Qui, il Nostro, prima di dare una risposta, fa delle riflessioni citando autori come Anne Geddes e Socrate.  “Pensiamo al nostro presente, così avaro di bambini e di natalità, che giudica oscena la fertilità e offensiva, bestiale, retrograda la gravidanza e la maternità. È il tempo in cui l’aborto diventa un dogma costituzionale. È il tempo dei figli di Nessuno, degli uteri in affitto, della compravendita dei neonati. … È il tempo del declino e della decadenza.”. Ma, nel testo Small Word di Anne Geddes, l’autrice madre, dice semel mater semper mater , una volte che si è madri lo si è per sempre. “Attorno ai bambini appena nati, dice Anne, c’è solo il bene ed è questo che mi affascina”. L’inerme, assoluta purezza del bene e del bello in natura.

La nascita è promessa di eredità. La vita che nasce è la più bella risposta a ogni perdita, passata, presente e futura. Ogni essere vivente nasce da un essere vivente, omne vivum ex vivo, e la nascita di umani resta la risposta essenziale a chi abdica in favore dell’Intelligenza Artificiale e lascia ogni eredità. Socrate diceva di praticare con il pensiero l’arte di sua madre levatrice. I concepiti in lui erano i concetti. Questa è l’arte di pensare, di scrivere, di essere autori: arte maieutica che tira fuori il nuovo da chi ascolta, da chi legge, dalla vita.

Il pensiero ha bisogno di nascere, di tornare alla sorgente. È pensiero aurorale. Scrivere è come partorire, pensare è come portare alla luce, narrare è venire dal mondo.

Anche se devono morire, gli uomini non sono nati per la mortalità, ma per incominciare, scrive Hannah Arent in “Vita activa”.

Nella società senza eredi non c’è sopravvivenza né riscatto postumo. Non ci sarà un altro tempo,

non ci sarà un altro mondo. Alla fine, il problema non è il fatto che la gente dimentica, ma che vivendo tra mode e consumi, ascoltando gli influencer, i manipolatori dei desideri, mancando un pensiero, la gente vive confusa il presente, e quando in realtà tante cose scompaiono dal mondo fisico, possiamo immaginare quante ne vengono continuamente dimenticate.

L’idea stessa di educazione è ormai considerata una violenza autoritaria, un’inaccettabile prevaricazione di una personalità su un’altra. Senza l’autorità c’è l’autonomia, ma arriverà poi la tecnologia a trasformare l’autonomia in automatismo, in cui le scelte si generano in maniera meccanica. La tradizione era fondata sul principio di eredità biunivoca, ricevuta e consegnata, in virtù della quale siamo “ eredi gravidi”. Il passato, quando non demonizzato, va cancellato, rimosso, superato.

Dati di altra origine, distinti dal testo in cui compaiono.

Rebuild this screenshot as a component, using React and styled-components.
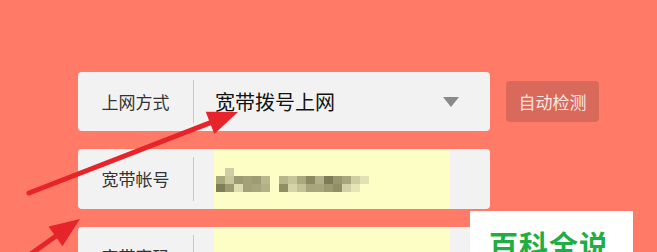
import styled, { createGlobalStyle } from "styled-components";

const GlobalStyle = createGlobalStyle`
  html, body {
    margin: 0;
    padding: 0;
    background: #ff7b68;
  }
  body {
    font-family: "Noto Sans CJK SC", "Liberation Sans", sans-serif;
  }
`;

const Page = styled.div`
  position: relative;
  width: 657px;
  height: 252px;
  overflow: hidden;
  background: #ff7b68;
  padding: 72px 0 0 78px;
  box-sizing: border-box;
`;

const Form = styled.div`
  display: flex;
  flex-direction: column;
  gap: 18px;
`;

const Line = styled.div`
  display: flex;
  align-items: center;
  gap: 16px;
`;

const Field = styled.div`
  display: flex;
  align-items: stretch;
  width: 412px;
  height: ${(p) => p.h || 59}px;
  background: #f3f2f3;
  border-radius: 4px;
  flex-shrink: 0;
`;

const Label = styled.div`
  width: 115px;
  display: flex;
  align-items: center;
  justify-content: center;
  font-size: 17px;
  color: #333;
  border-right: 1px solid #c9c9c9;
  margin: 8px 0;
  padding-bottom: 1px;
`;

const Value = styled.div`
  flex: 1;
  display: flex;
  align-items: center;
  padding: 0 31px 0 21px;
  font-size: 20px;
  color: #111;
  justify-content: space-between;
`;

const Filled = styled.div`
  margin-left: 20px;
  width: 234px;
  background: #fdfdc6;
  display: flex;
  align-items: center;
  padding-left: 2px;
`;

const Caret = styled.span`
  width: 0;
  height: 0;
  border-left: 8.5px solid transparent;
  border-right: 8.5px solid transparent;
  border-top: 10px solid #8a8a8a;
`;

const Detect = styled.button`
  width: 93px;
  height: 41px;
  border: none;
  border-radius: 4px;
  background: #d9695b;
  color: #f8e6e2;
  font-family: inherit;
  font-size: 17px;
  padding: 0;
`;

const Mosaic = styled.div`
  display: grid;
  grid-template-columns: repeat(18, 9px);
  grid-auto-rows: 8px;
  margin-top: 1px;
  filter: blur(0.6px);
`;

const Cell = styled.span`
  background: ${(p) => p.c};
`;

const Watermark = styled.div`
  position: absolute;
  left: 470px;
  top: 211px;
  width: 163px;
  height: 60px;
  background: #fff;
  box-sizing: border-box;
  padding: 12px 0 0 19px;
  color: #1fae43;
  font-size: 29px;
  font-weight: 700;
  letter-spacing: 1px;
`;

const Overlay = styled.svg`
  position: absolute;
  left: 0;
  top: 0;
  pointer-events: none;
`;

const Y = "#fdfdc6";
const rowA = [
  Y, "#cfcea2", Y, Y, Y, Y, Y, Y, Y,
  Y, Y, Y, Y, Y, Y, Y, Y, Y,
];
const rowB = [
  "#a9a87d", "#c8c79b", "#9b9a70", "#a2a177", "#9d9c72", "#b9b88d", Y, "#b7b68b", "#c6c599",
  "#a9a87e", "#8a8962", "#b0af85", "#7c7b56", "#97966d", "#a7a67c", "#cfcea2", "#e2e1b5", Y,
];
const rowC = [
  "#7f7e58", "#9b9a71", "#dedcb1", "#a2a178", "#a6a57b", "#b1b086", Y, "#8f8e65", "#d5d4a8",
  "#c3c297", "#a6a57b", "#a7a67c", "#9b9a71", "#8f8e66", "#d3d2a6", "#e6e5b8", Y, Y,
];

function Arrow({ x1, y1, x2, y2 }) {
  const dx = x2 - x1;
  const dy = y2 - y1;
  const len = Math.hypot(dx, dy);
  const ux = dx / len;
  const uy = dy / len;
  const hl = 30;
  const hw = 12;
  const bx = x2 - ux * hl;
  const by = y2 - uy * hl;
  const pts = `${x2},${y2} ${bx - uy * hw},${by + ux * hw} ${bx + uy * hw},${by - ux * hw}`;
  return (
    <g>
      <line x1={x1} y1={y1} x2={bx + ux * 4} y2={by + uy * 4} stroke="#e8242b" strokeWidth="5" strokeLinecap="round" />
      <polygon points={pts} fill="#e8242b" />
    </g>
  );
}

export default function App() {
  return (
    <Page>
      <GlobalStyle />
      <Form>
        <Line>
          <Field>
            <Label>上网方式</Label>
            <Value>
              宽带拨号上网
              <Caret />
            </Value>
          </Field>
          <Detect>自动检测</Detect>
        </Line>
        <Field h={60}>
          <Label>宽带帐号</Label>
          <Filled>
            <Mosaic>
              {[rowA, rowB, rowC].map((r, i) =>
                r.map((c, j) => <Cell key={`${i}-${j}`} c={c} />)
              )}
            </Mosaic>
          </Filled>
        </Field>
        <Field>
          <Label>宽带密码</Label>
          <Filled />
        </Field>
      </Form>
      <Watermark>百科全说</Watermark>
      <Overlay width="657" height="252" viewBox="0 0 657 252">
        <Arrow x1={29} y1={193} x2={238} y2={112} />
        <Arrow x1={28} y1={256} x2={80} y2={219} />
      </Overlay>
    </Page>
  );
}
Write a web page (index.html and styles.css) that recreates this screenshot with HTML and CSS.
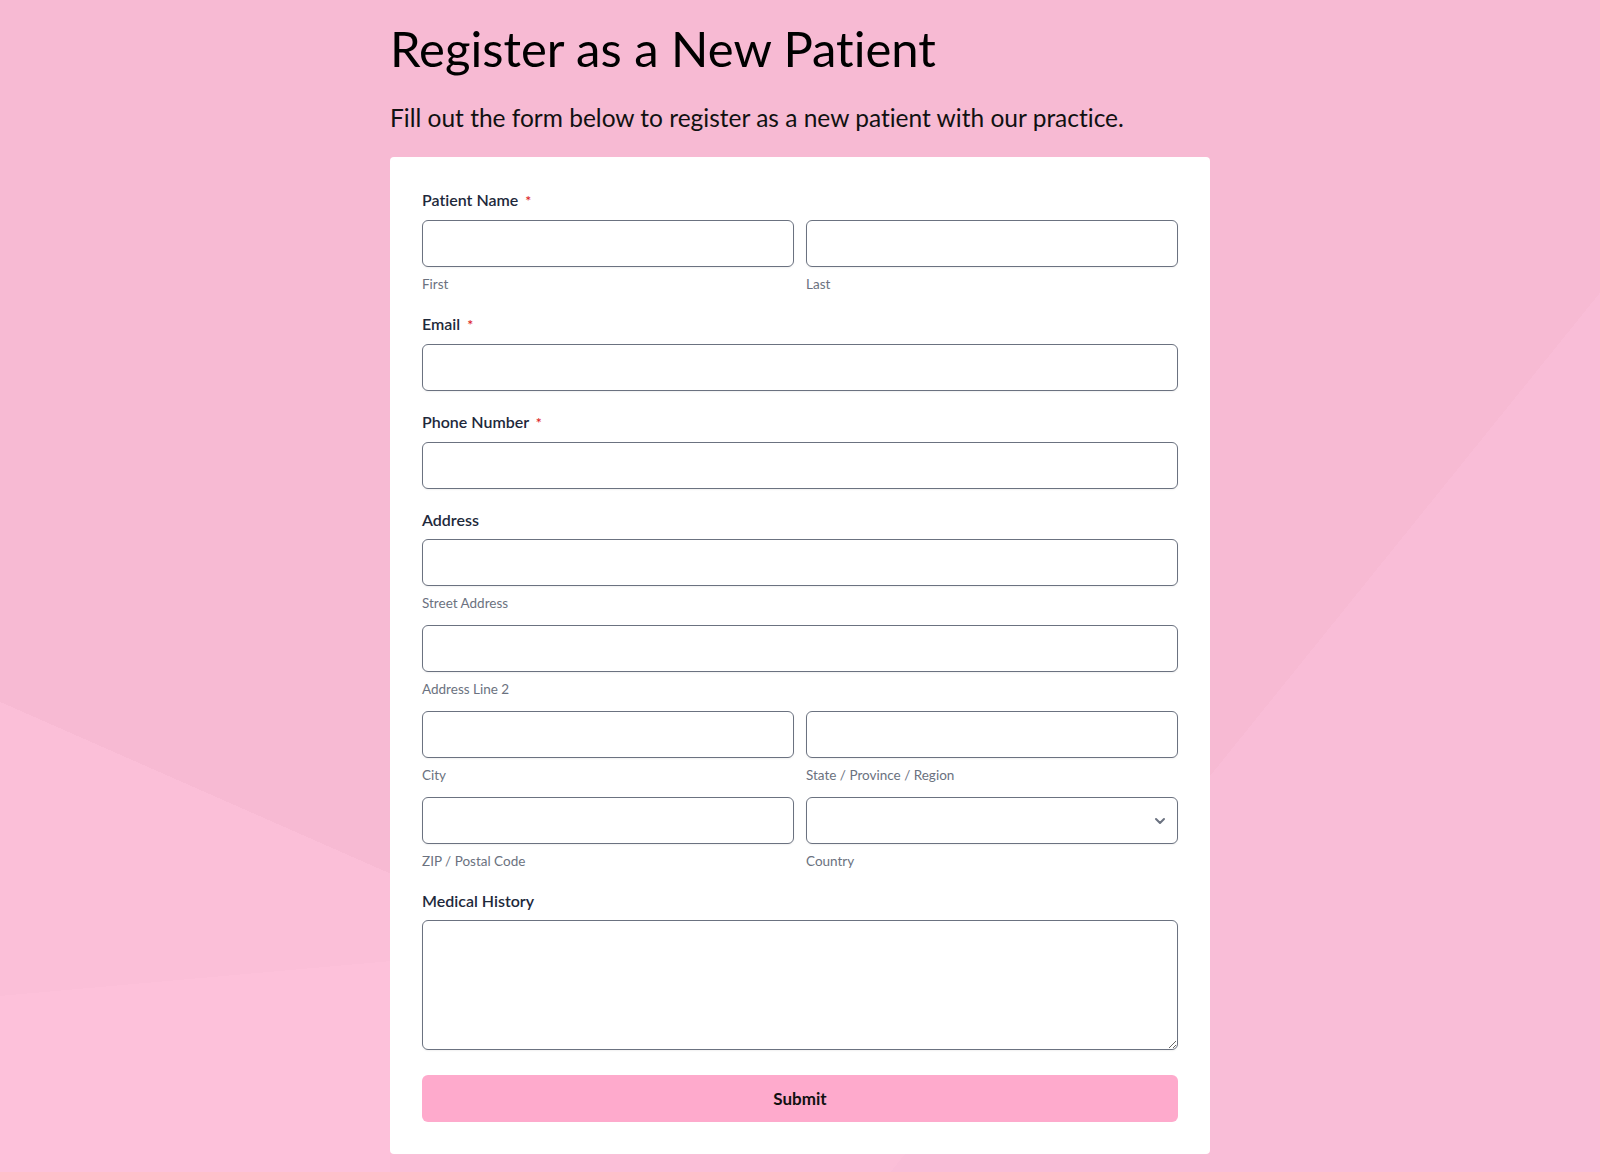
FILE: index.html
```html
<!DOCTYPE html>
<html lang="en">

<head>
    <meta charset="UTF-8">
    <meta name="viewport" content="width=device-width, initial-scale=1.0">
    <title>Register as a New Patient</title>
    <link rel="stylesheet" href="styles.css">
</head>

<body>
    <div class="page">
        <main class="wrap">
            <h1 class="title">Register as a New Patient</h1>
            <p class="intro">Fill out the form below to register as a new patient with our practice.</p>

            <form class="card">
                <!-- name -->
                <div class="field">
                    <label class="label">Patient Name <span class="req">*</span></label>
                    <div class="row">
                        <div class="part">
                            <input type="text" class="input">
                            <span class="sub">First</span>
                        </div>
                        <div class="part">
                            <input type="text" class="input">
                            <span class="sub">Last</span>
                        </div>
                    </div>
                </div>

                <div class="field">
                    <label class="label">Email <span class="req">*</span></label>
                    <input type="email" class="input">
                </div>

                <div class="field">
                    <label class="label">Phone Number <span class="req">*</span></label>
                    <input type="tel" class="input">
                </div>

                <!-- address -->
                <div class="field">
                    <label class="label">Address</label>
                    <div class="stack">
                        <div class="part">
                            <input type="text" class="input">
                            <span class="sub">Street Address</span>
                        </div>
                        <div class="part">
                            <input type="text" class="input">
                            <span class="sub">Address Line 2</span>
                        </div>
                        <div class="row">
                            <div class="part">
                                <input type="text" class="input">
                                <span class="sub">City</span>
                            </div>
                            <div class="part">
                                <input type="text" class="input">
                                <span class="sub">State / Province / Region</span>
                            </div>
                        </div>
                        <div class="row">
                            <div class="part">
                                <input type="text" class="input">
                                <span class="sub">ZIP / Postal Code</span>
                            </div>
                            <div class="part">
                                <div class="select-box">
                                    <select class="input select">
                                        <option></option>
                                    </select>
                                    <svg class="chevron" width="12" height="8" viewBox="0 0 12 8">
                                        <path d="M2 2l4 4 4-4" fill="none" stroke="#6b7280" stroke-width="2" stroke-linecap="round" stroke-linejoin="round"/>
                                    </svg>
                                </div>
                                <span class="sub">Country</span>
                            </div>
                        </div>
                    </div>
                </div>

                <div class="field">
                    <label class="label">Medical History</label>
                    <textarea class="input area"></textarea>
                </div>

                <button type="button" class="submit">Submit</button>
            </form>
        </main>
    </div>
</body>

</html>
```

FILE: styles.css
```css
* {
    box-sizing: border-box;
}

body {
    margin: 0;
    font-family: Lato, "Noto Sans", sans-serif;
    font-variant-ligatures: none;
}

/* soft pink facets behind the form */
.page {
    min-height: 100vh;
    background:
        linear-gradient(174.9deg, transparent 992px, #fdc1da 992px) left top / 390px 100% no-repeat,
        linear-gradient(128.9deg, transparent 1429px, #f9bdd7 1429px),
        linear-gradient(203.75deg, transparent 1286.8px, #fbbfd8 1286.8px),
        #f7bad3;
    background-attachment: fixed;
}

.wrap {
    width: 820px;
    margin: 0 auto;
    padding: 19px 0 18px;
}

.title {
    margin: 0;
    font-size: 49px;
    font-weight: 400;
    line-height: 1.2;
    color: #000;
}

.intro {
    margin: 25px 0 25px;
    font-size: 24.5px;
    line-height: 1.2;
    color: #111;
}

.card {
    background: #fff;
    border-radius: 4px;
    padding: 33px 32px 32px;
}

.field {
    margin-bottom: 21px;
}

.label {
    display: block;
    margin-bottom: 9px;
    font-size: 16px;
    line-height: 20px;
    font-weight: 600;
    color: #1e293b;
}

.req {
    margin-left: 3px;
    font-size: 14px;
    color: #dc2626;
}

.row {
    display: grid;
    grid-template-columns: 1fr 1fr;
    column-gap: 12px;
}

.stack {
    display: flex;
    flex-direction: column;
    gap: 13px;
}

.part {
    display: flex;
    flex-direction: column;
}

.input {
    display: block;
    width: 100%;
    height: 47px;
    margin: 0;
    padding: 0 12px;
    border: 1px solid #6b7280;
    border-radius: 6px;
    background: #fff;
    box-shadow: 0 1px 2px rgba(0, 0, 0, 0.06);
    font-family: inherit;
    font-size: 15px;
    outline: none;
}

.sub {
    margin-top: 8px;
    font-size: 13.5px;
    line-height: 18px;
    color: #6b7280;
}

.select-box {
    position: relative;
}

.select {
    appearance: none;
    -webkit-appearance: none;
}

.chevron {
    position: absolute;
    right: 12px;
    top: 20px;
    pointer-events: none;
}

.area {
    height: 130px;
    padding: 10px 12px;
    resize: vertical;
}

.submit {
    display: block;
    width: 100%;
    height: 47px;
    margin-top: 25px;
    border: 0;
    border-radius: 6px;
    background: #feaacc;
    font-family: inherit;
    font-size: 17px;
    font-weight: 700;
    color: #111;
    cursor: pointer;
}
```
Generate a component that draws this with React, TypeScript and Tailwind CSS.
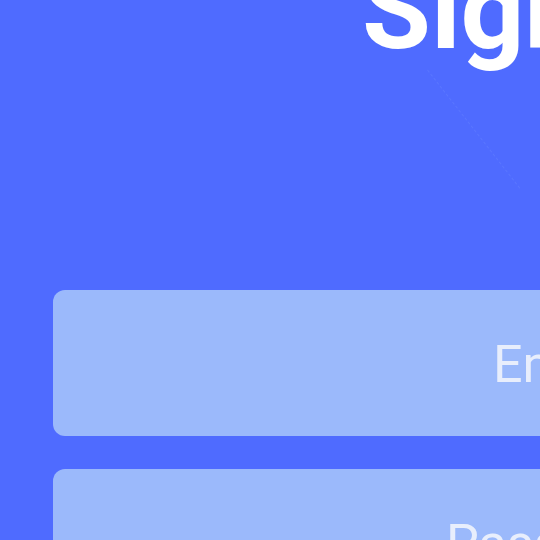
export default function App() {
    return (
        <div
            className="relative h-[540px] w-[540px] overflow-hidden bg-[#4f6bff]"
            style={{ fontFamily: "Roboto, 'Noto Sans', sans-serif" }}
        >
            <div className="w-[1200px]">
                <h1 className="mt-[-46px] pl-[362px] text-[112px] font-bold leading-none text-white">
                    Sign In
                </h1>

                {/* faint decoration under the title */}
                <div className="ml-[427px] mt-[4px] h-[150px] w-px origin-top rotate-[-38deg] border-l border-dashed border-[#5a76ff]" />

                <div className="mt-[70px] flex flex-col gap-[33px] pl-[53px]">
                    <div className="flex h-[146px] w-[900px] items-center rounded-[12px] bg-[#9bb9fb] pl-[440px]">
                        <span className="pt-[4px] text-[52px] leading-none text-[#e8eefc]">
                            Email
                        </span>
                    </div>
                    <div className="flex h-[146px] w-[900px] items-center rounded-[12px] bg-[#9bb9fb] pl-[393px]">
                        <span className="pt-[4px] text-[52px] leading-none text-[#e8eefc]">
                            Password
                        </span>
                    </div>
                </div>
            </div>
        </div>
    );
}
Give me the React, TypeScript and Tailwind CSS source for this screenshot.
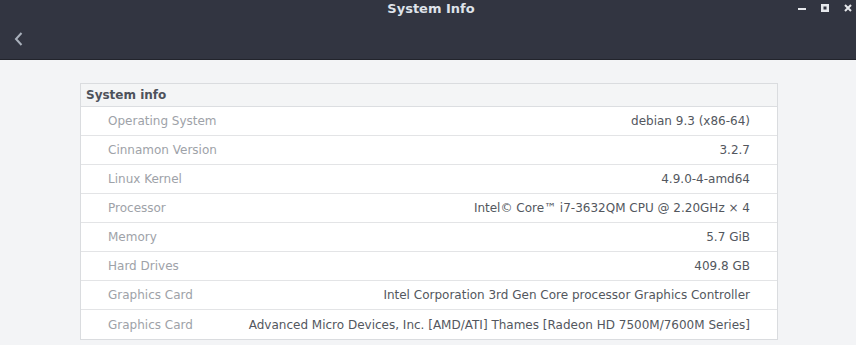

Tutto accelera, si meccanizza e si sostituisce. Non ci sono più maestri neppure laddove, per storia, istituzione e professione, dovrebbero esserci. L’insegnante, cioè colui che lascia il segno, è meno di una guida e poco più di un istruttore, un coach o un animatore.

Nella perdita progressiva di eredità, finisce anche un mondo che accompagnava i libri e i lettori, le letture e gli autori. Finisce la civiltà letteraria, inabissatasi insieme al dibattito culturale. E più i  giornali si fanno simili ai social, alla tv, alle mode dell’epoca, più si rendono superficiali, irrilevanti.

Il Nostro ribadisce che bisognerebbe riaprire la mente; invito unanime a riconoscere le differenze e ad ammetterle in campo.

Io sono pienamente d’accordo e inviterei tutti a riappropriarsi di sé stessi, a riscoprire una dimensione interiore che può condurci alla virtù e a una vita felice. E come dice Seneca: “Vindica te tibi”, massima di carattere morale ma anche un’esortazione amichevole, una delle tante espressioni intime e fraterne che ci restituiscono la cifra di una pedagogia non convenzionale ed estremamente moderna. La locuzione latina vindica te tibi compare all’inizio della prima delle  “Epistole a Lucilio” di Seneca, all’interno della frase:

“Ita fac, mi Lucili: vindica te tibi, et tempus quod adhuc aut auferebatur aut subripiebatur aut excidebat collige et serva”.( “Fai così, mio Lucilio: rivendica te stesso a te stesso, e il tempo che fino adesso ti era o sottratto o portato via o che ti scivolava via, ricomponilo e preservalo”).

Il tono di tutta la frase è confidenziale e amichevole, è il suggerimento di un maestro che anziché impartire lezioni cattedratiche a un allievo lo esorta fraternamente, si mette sul suo stesso piano, dispensando suggerimenti pratici che si sostanziano di posizioni filosofiche ben definite.
Il tema è quanto mai attuale:  Seneca suggerisce, innanzitutto, a Lucilio di riprendersi sé stesso.

Abbiamo diritto soprattutto al nostro tempo, che Seneca considera come l’unico vero bene, e che spesso ci viene sottratto dalle questioni mondane in cui restiamo invischiati ma che, ancor più spesso, per negligenza nostra, lasciamo quasi inconsapevolmente fuggire via.

C’è, in questa esortazione, un forte richiamo alla dimensione dell’interiorità; se volessimo usare le parole di Sant’Agostino, non commetteremo grandi errori a parafrasare con il suo “redii in te ipsum”: ci riappropriamo, infatti, del nostro tempo quanto riusciamo a distanziarci e a mettere tra parentesi gli affanni del mondo, quando allontaniamo l’ansia e smorziamo la fretta, ma anche quel turbinio di stimoli futili  che affollano lo schermo del nostro cellulare.